Yapı Kredi era una banca dinamica, giovane, con una cultura manageriale ibrida.
Nei meeting, i giovani dirigenti turchi parlavano di “mobile wallet” con entusiasmo quasi contagioso.
Avevano capito che in un Paese con una popolazione giovane e tecnologicamente avanzata, il telefono poteva diventare la chiave d’accesso ai servizi bancari.
L’idea di ricaricare una carta, pagare una bolletta o inviare denaro semplicemente con un tocco sullo schermo non era più un sogno, ma una strategia.
Ricordo un pomeriggio sul Galata Bridge, mentre osservavo il traffico scorrere tra i due continenti.

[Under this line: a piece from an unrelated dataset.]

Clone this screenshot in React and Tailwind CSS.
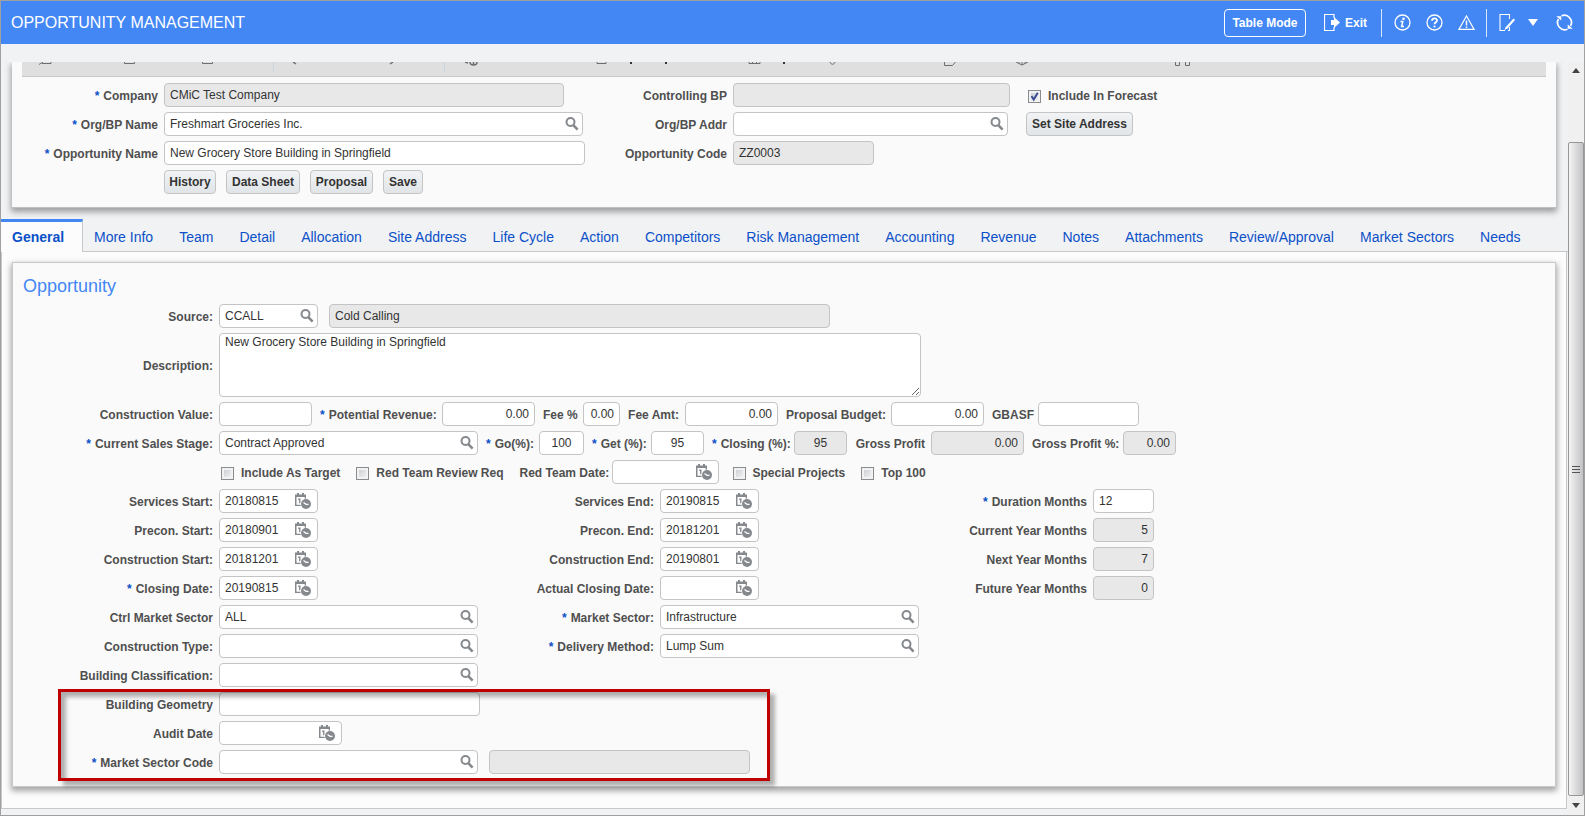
const Magnifier = () => (
  <svg viewBox="0 0 14 14" className="h-[14px] w-[14px]" fill="none" stroke="#85898d">
    <circle cx="5.5" cy="5" r="4" strokeWidth="2" />
    <path d="M8.3 8.1 L12.6 12.6" strokeWidth="2.6" />
  </svg>
)

const CalendarClock = () => (
  <svg viewBox="0 0 16 16" className="h-4 w-4" fill="none">
    <path d="M0 1.500h11v2.500H0zM0 3h1.500v10H0zM0 11.800h6V13H0zM9.700 3H11v3H9.700z" fill="#85898d" />
    <path d="M2 0h2v2H2zM7 0h2v2H7z" fill="#85898d" />
    <path d="M3.200 6.300h1.600V10.300" stroke="#85898d" strokeWidth="1.400" />
    <circle cx="11" cy="11" r="5.600" fill="#fff" />
    <circle cx="11" cy="11" r="5" fill="#85898d" />
    <path d="M8.500 9.500l2.500 1.800h2.500" stroke="#fff" strokeWidth="1.200" />
  </svg>
)

const slug = (text) => text.toLowerCase().replace(/[^a-z0-9]+/g, '-')

function Label({ text, required, className = '' }) {
  return (
    <label htmlFor={slug(text)} className={`shrink-0 whitespace-nowrap pt-px text-right font-bold text-[#4f4f4f] ${className}`}>
      {required && <span className="mr-1 text-[#0b50c8]">*</span>}
      {text}
    </label>
  )
}

function Box({ id, label, value = '', icon, readOnly, align = 'text-left', className = '' }) {
  return (
    <div className={`flex h-6 shrink-0 items-center rounded-[4px] border border-[#c4c4c4] ${readOnly ? 'bg-[#e8e8e8]' : 'bg-white'} ${className}`}>
      <input
        id={id}
        aria-label={label}
        defaultValue={value}
        readOnly={readOnly}
        className={`h-full w-full min-w-0 bg-transparent px-[5px] pb-px text-[#333] outline-none ${align}`}
      />
      {icon === 'search' && (
        <button aria-label="Search" className="mr-[3px] shrink-0"><Magnifier /></button>
      )}
      {icon === 'date' && (
        <button aria-label="Pick date" className="mr-[6px] shrink-0"><CalendarClock /></button>
      )}
    </div>
  )
}

function Field({ text, required, labelClass, ...box }) {
  return (
    <div className="flex shrink-0 items-center gap-[6px]">
      <Label text={text} required={required} className={labelClass} />
      <Box id={slug(text)} {...box} />
    </div>
  )
}

function Check({ text, checked }) {
  return (
    <label className="flex shrink-0 items-center gap-[7px] whitespace-nowrap font-bold text-[#4f4f4f]">
      <span className="relative mt-[2px] grid h-[13px] w-[13px]">
        <input
          type="checkbox"
          defaultChecked={checked}
          className="peer h-[13px] w-[13px] appearance-none border border-[#8a8d90] bg-linear-to-br from-[#c5c9cf] to-[#f8f8f8] shadow-[inset_0_0_0_2px_#f2f2f2]"
        />
        <svg viewBox="0 0 13 13" className="pointer-events-none absolute inset-0 hidden peer-checked:block" fill="none" stroke="#3c4f94" strokeWidth="2">
          <path d="M3.500 6l2.200 3.500L9.800 2.800" />
        </svg>
      </span>
      <span className="pt-[2px]">{text}</span>
    </label>
  )
}

function Button({ children, className }) {
  return (
    <button className={`h-6 shrink-0 whitespace-nowrap rounded-[4px] border border-[#c4c4c4] bg-linear-to-b from-[#f1f3f5] to-[#e1e5e8] pb-px font-bold text-[#333] ${className}`}>
      {children}
    </button>
  )
}

function Header() {
  return (
    <header className="flex h-[43px] shrink-0 items-center justify-between bg-[#4387f5] pr-[11px] pl-[10px] text-white">
      <h1 className="pt-px text-base">OPPORTUNITY MANAGEMENT</h1>
      <div className="flex items-center">
        <button className="h-7 w-[82px] rounded-[4px] border border-white font-bold whitespace-nowrap">Table Mode</button>
        <button className="ml-[18px] flex items-center gap-[5px] font-bold">
          <svg viewBox="0 0 16 17" className="h-[17px] w-4" fill="none" stroke="#fff">
            <path d="M10 4V.5H.5v16H10V13" strokeWidth="1.200" />
            <path d="M7 6h3V3l6 5.500-6 5.500v-3H7z" fill="#fff" stroke="none" />
          </svg>
          Exit
        </button>
        <span className="ml-[14px] h-7 w-px bg-white/80" />
        <button aria-label="Information" className="ml-3">
          <svg viewBox="0 0 17 17" className="h-[17px] w-[17px]" fill="none" stroke="#fff">
            <circle cx="8.500" cy="8.500" r="7.500" strokeWidth="1.300" />
            <circle cx="9.500" cy="4.700" r="1.300" fill="#fff" stroke="none" />
            <path d="M6.500 7.500h2.300L7.600 12.500h2.400" strokeWidth="1.500" />
          </svg>
        </button>
        <button aria-label="Help" className="ml-[15px]">
          <svg viewBox="0 0 17 17" className="h-[17px] w-[17px]" fill="none" stroke="#fff">
            <circle cx="8.500" cy="8.500" r="7.500" strokeWidth="1.300" />
            <path d="M6 6.800C6 3.600 11 3.600 11 6.500 11 8.300 8.500 8.300 8.500 10.300" strokeWidth="1.800" />
            <circle cx="8.500" cy="12.500" r="1.100" fill="#fff" stroke="none" />
          </svg>
        </button>
        <button aria-label="Warnings" className="ml-[15px]">
          <svg viewBox="0 0 17 17" className="h-[17px] w-[17px]" fill="none" stroke="#fff">
            <path d="M8.500 2L16 15.300H1z" strokeWidth="1.200" />
            <path d="M8.500 6.500v5M8.500 12.500v1.500" strokeWidth="1.500" />
          </svg>
        </button>
        <span className="ml-[11px] h-7 w-px bg-white/80" />
        <button aria-label="Edit layout" className="ml-3">
          <svg viewBox="0 0 16 17" className="h-[17px] w-4" fill="none" stroke="#fff">
            <path d="M10.500 5V.5H1v16h5M10.500 13v3.500H9" strokeWidth="1.100" />
            <path d="M15.300 5.200L8 13.500" strokeWidth="2.200" />
            <path d="M7 12.300L5.500 16l3.700-1.700z" fill="#fff" stroke="none" />
          </svg>
        </button>
        <button aria-label="More" className="ml-[13px]">
          <svg viewBox="0 0 10 7" className="h-[7px] w-[10px]" fill="#fff"><path d="M0 0h10L5 7z" /></svg>
        </button>
        <button aria-label="Refresh" className="ml-[18px]">
          <svg viewBox="0 0 17 17" className="h-[17px] w-[17px]" fill="none" stroke="#fff" strokeWidth="1.700">
            <path d="M5.500 1.800A7.200 7.200 0 0 1 14.500 12M11.500 15.200A7.200 7.200 0 0 1 2.500 5" />
            <path d="M.3 2.200h5v4.300zM16.700 14.800h-5v-4.300z" fill="#fff" stroke="none" />
          </svg>
        </button>
      </div>
    </header>
  )
}

function Toolbar() {
  return (
    <div className="mx-[10px] h-[15px] overflow-hidden border-b border-[#c8c8c8] bg-[#dfdfdf]">
      <svg className="h-[14px] w-[1240px]" fill="none" stroke="#6e6e6e">
        <path d="M17 2.500l4-2.500M20 1.500h9v-1.500M102.500 0v1.500h10v-1.500M180.500 0v1.500h10v-1.500" />
        <path d="M271 0l3 2M368 2l3-2M443 0l3 1" strokeWidth="1.500" />
        <path d="M448 0c0 4 7 4 7 0M451.500 0v3" strokeWidth="1.500" />
        <path d="M575 0v1.500h9v-1.500M727 0v1.500h11v-1.500M730.500 0v1M734.500 0v1M808 0c1 3 4 3 5 0" />
        <path d="M922.500 0v3.500h8l3-3.500M994 0l6 3 6-3M1000 0v3M997 0v1.500M1003 0v1.500" />
        <path d="M1153.500 0v3.500h4v-3.500M1163.500 0v3.500h4v-3.500" />
        <path d="M609 0v2M644 0v2M762 0v2" stroke="#333" strokeWidth="2" />
        <path d="M251.500 0v10M422.500 0v10" stroke="#cbd5dd" />
      </svg>
    </div>
  )
}

const tabs = [
  'More Info', 'Team', 'Detail', 'Allocation', 'Site Address', 'Life Cycle', 'Action', 'Competitors',
  'Risk Management', 'Accounting', 'Revenue', 'Notes', 'Attachments', 'Review/Approval', 'Market Sectors', 'Needs',
]

const dates = [
  { start: ['Services Start:', '20180815'], end: ['Services End:', '20190815'], months: ['Duration Months', '12'] },
  { start: ['Precon. Start:', '20180901'], end: ['Precon. End:', '20181201'], months: ['Current Year Months', '5'] },
  { start: ['Construction Start:', '20181201'], end: ['Construction End:', '20190801'], months: ['Next Year Months', '7'] },
  { start: ['Closing Date:', '20190815'], end: ['Actual Closing Date:', ''], months: ['Future Year Months', '0'] },
]

function Summary() {
  return (
    <section className="mr-3 ml-[11px] border-b border-[#c0c0c0] bg-[#fafafa] pb-[13px] shadow-[0_3px_6px_1px_rgba(0,0,0,0.35)]">
      <Toolbar />
      <div className="mt-[6px] flex">
        <div className="flex w-[574px] shrink-0 flex-col gap-[5px]">
          <Field text="Company" required labelClass="w-[146px]" value="CMiC Test Company" readOnly className="w-[400px]" />
          <Field text="Org/BP Name" required labelClass="w-[146px]" value="Freshmart Groceries Inc." icon="search" className="w-[419px]" />
          <Field text="Opportunity Name" required labelClass="w-[146px]" value="New Grocery Store Building in Springfield" className="w-[421px]" />
          <div className="ml-[152px] flex gap-[10px]">
            <Button className="w-[52px]">History</Button>
            <Button className="w-[74px]">Data Sheet</Button>
            <Button className="w-[63px]">Proposal</Button>
            <Button className="w-10">Save</Button>
          </div>
        </div>
        <div className="flex w-[440px] shrink-0 flex-col gap-[5px]">
          <Field text="Controlling BP" labelClass="w-[141px]" readOnly className="w-[277px]" />
          <Field text="Org/BP Addr" labelClass="w-[141px]" icon="search" className="w-[275px]" />
          <Field text="Opportunity Code" labelClass="w-[141px]" value="ZZ0003" readOnly className="w-[141px]" />
        </div>
        <div className="flex flex-col gap-[5px]">
          <div className="flex h-6 items-center pl-[2px]"><Check text="Include In Forecast" checked /></div>
          <Button className="w-[107px]">Set Site Address</Button>
        </div>
      </div>
    </section>
  )
}

function Opportunity() {
  return (
    <section className="mx-[10px] mt-[10px] border border-[#c8c8c8] bg-[#fafafa] pb-3 shadow-[0_3px_6px_1px_rgba(0,0,0,0.35)]">
      <h2 className="mt-[11px] ml-[10px] text-lg leading-6 text-[#4387f5]">Opportunity</h2>
      <div className="mt-[6px] flex flex-col gap-[5px]">
        <div className="flex gap-[11px]">
          <Field text="Source:" labelClass="w-[200px]" value="CCALL" icon="search" className="w-[99px]" />
          <Box label="Source description" value="Cold Calling" readOnly className="w-[501px]" />
        </div>
        <div className="flex items-center gap-[6px]">
          <Label text="Description:" className="w-[200px]" />
          <textarea
            id="description-"
            defaultValue="New Grocery Store Building in Springfield"
            className="h-16 w-[702px] rounded-[4px] border border-[#c4c4c4] bg-white px-[5px] text-[#333] outline-none"
          />
        </div>
        <div className="flex gap-2">
          <Field text="Construction Value:" labelClass="w-[200px]" className="w-[93px]" />
          <Field text="Potential Revenue:" required labelClass="w-[116px]" value="0.00" align="text-right" className="w-[93px]" />
          <Field text="Fee %" labelClass="w-[34px]" value="0.00" align="text-right" className="w-[37px]" />
          <Field text="Fee Amt:" labelClass="w-[51px]" value="0.00" align="text-right" className="w-[93px]" />
          <Field text="Proposal Budget:" labelClass="w-[99px]" value="0.00" align="text-right" className="w-[93px]" />
          <Field text="GBASF" labelClass="w-10" className="w-[101px]" />
        </div>
        <div className="flex gap-2">
          <Field text="Current Sales Stage:" required labelClass="w-[200px]" value="Contract Approved" icon="search" className="w-[259px]" />
          <Field text="Go(%):" required labelClass="w-[47px]" value="100" align="text-center" className="w-[45px]" />
          <Field text="Get (%):" required labelClass="w-[53px]" value="95" align="text-center" className="w-[53px]" />
          <Field text="Closing (%):" required labelClass="w-[76px]" value="95" align="text-center" readOnly className="w-[53px]" />
          <Field text="Gross Profit" labelClass="w-[70px]" value="0.00" align="text-right" readOnly className="w-[93px]" />
          <Field text="Gross Profit %:" labelClass="w-[85px]" value="0.00" align="text-right" readOnly className="w-[53px]" />
        </div>
        <div className="ml-[208px] flex gap-4">
          <Check text="Include As Target" />
          <Check text="Red Team Review Req" />
          <div className="flex gap-[14px]">
            <Field text="Red Team Date:" labelClass="w-[86px]" icon="date" className="w-[107px]" />
            <Check text="Special Projects" />
          </div>
          <Check text="Top 100" />
        </div>
        {dates.map(({ start, end, months }, i) => (
          <div key={start[0]} className="flex">
            <Field text={start[0]} required={i === 3} labelClass="w-[200px]" value={start[1]} icon="date" className="w-[99px]" />
            <Field text={end[0]} labelClass="w-[336px]" value={end[1]} icon="date" className="w-[99px]" />
            <Field
              text={months[0]}
              required={i === 0}
              labelClass="w-[328px]"
              value={months[1]}
              readOnly={i > 0}
              align={i > 0 ? 'text-right' : 'text-left'}
              className="w-[61px]"
            />
          </div>
        ))}
        <div className="flex">
          <Field text="Ctrl Market Sector" labelClass="w-[200px]" value="ALL" icon="search" className="w-[259px]" />
          <Field text="Market Sector:" required labelClass="w-[176px]" value="Infrastructure" icon="search" className="w-[259px]" />
        </div>
        <div className="flex">
          <Field text="Construction Type:" labelClass="w-[200px]" icon="search" className="w-[259px]" />
          <Field text="Delivery Method:" required labelClass="w-[176px]" value="Lump Sum" icon="search" className="w-[259px]" />
        </div>
        <Field text="Building Classification:" labelClass="w-[200px]" icon="search" className="w-[259px]" />
        <div className="relative flex flex-col gap-[5px]">
          <Field text="Building Geometry" labelClass="w-[200px]" className="w-[261px]" />
          <Field text="Audit Date" labelClass="w-[200px]" icon="date" className="w-[123px]" />
          <div className="flex gap-[11px]">
            <Field text="Market Sector Code" required labelClass="w-[200px]" icon="search" className="w-[259px]" />
            <Box label="Market sector name" readOnly className="w-[261px]" />
          </div>
          <div className="pointer-events-none absolute -top-[3px] -bottom-[7px] left-[45px] w-[712px] border-[3px] border-[#c00000] shadow-[5px_5px_4px_rgba(0,0,0,0.3),inset_5px_5px_4px_rgba(0,0,0,0.3)]" />
        </div>
      </div>
    </section>
  )
}

function Scrollbar() {
  return (
    <div className="flex w-4 shrink-0 flex-col items-center bg-[#f0f0f0]">
      <svg viewBox="0 0 8 5" className="mt-[6px] mb-[69px] h-[5px] w-2 shrink-0"><path d="M0 5l4-5 4 5z" fill="#444" /></svg>
      <div className="flex w-full grow items-center justify-center rounded-[2px] border border-[#979797] bg-linear-to-r from-[#f4f4f4] to-[#c2c2c6]">
        <svg viewBox="0 0 8 8" className="h-2 w-2" stroke="#555"><path d="M0 1.500h8M0 4.500h8M0 7.500h8" /></svg>
      </div>
      <svg viewBox="0 0 8 5" className="my-[7px] h-[5px] w-2 shrink-0"><path d="M0 0l4 5 4-5z" fill="#444" /></svg>
    </div>
  )
}

export default function App() {
  return (
    <div className="flex min-h-screen flex-col border border-[#a0a0a0] bg-[#f1f2f4] font-['Liberation_Sans',Arial,sans-serif] text-[12px] leading-4">
      <Header />
      <div className="mt-[18px] flex grow overflow-hidden">
        <main className="flex min-w-0 grow flex-col pb-[6px]">
          <Summary />
          <nav className="mt-[11px] flex h-[33px] border-b border-[#c8c8c8] text-[14px] whitespace-nowrap">
            <a href="#general" className="-mb-px h-[33px] w-[82px] shrink-0 border-t-[3px] border-r border-t-[#4387f5] border-r-[#c8c8c8] bg-[#fcfcfc] pt-[7px] pl-[11px] font-bold text-[#0b50c8]">General</a>
            {tabs.map((tab) => (
              <a key={tab} href={`#${slug(tab)}`} className="pt-[10px] pr-[15px] pl-[11px] text-[#0b50c8]">{tab}</a>
            ))}
          </nav>
          <div className="mr-px grow border-x border-b border-[#c8c8c8] bg-[#fcfcfc] pb-[19px]">
            <Opportunity />
          </div>
        </main>
        <Scrollbar />
      </div>
    </div>
  )
}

Pensavo a come quella città, da sempre punto d’incontro tra culture, stesse diventando anche un simbolo della nuova finanza digitale: un ponte tra la moneta fisica e quella mobile, tra la banca e l’operatore, tra il mondo analogico e quello digitale.
In un certo senso, Istanbul anticipava ciò che sarebbe poi accaduto ovunque: un ecosistema fluido dove pagamenti, identità e servizi si sarebbero fusi in un’unica esperienza digitale.
Fu in quel periodo che capii una cosa:
non era solo il denaro a diventare mobile – era la fiducia stessa che si spostava.
Dal contante al chip, dal chip al telefono, e dal telefono al cloud.
Un passaggio silenzioso ma epocale, in cui la tecnologia non stava più solo abilitando le transazioni, ma stava ridisegnando il concetto stesso di valore e di relazione economica.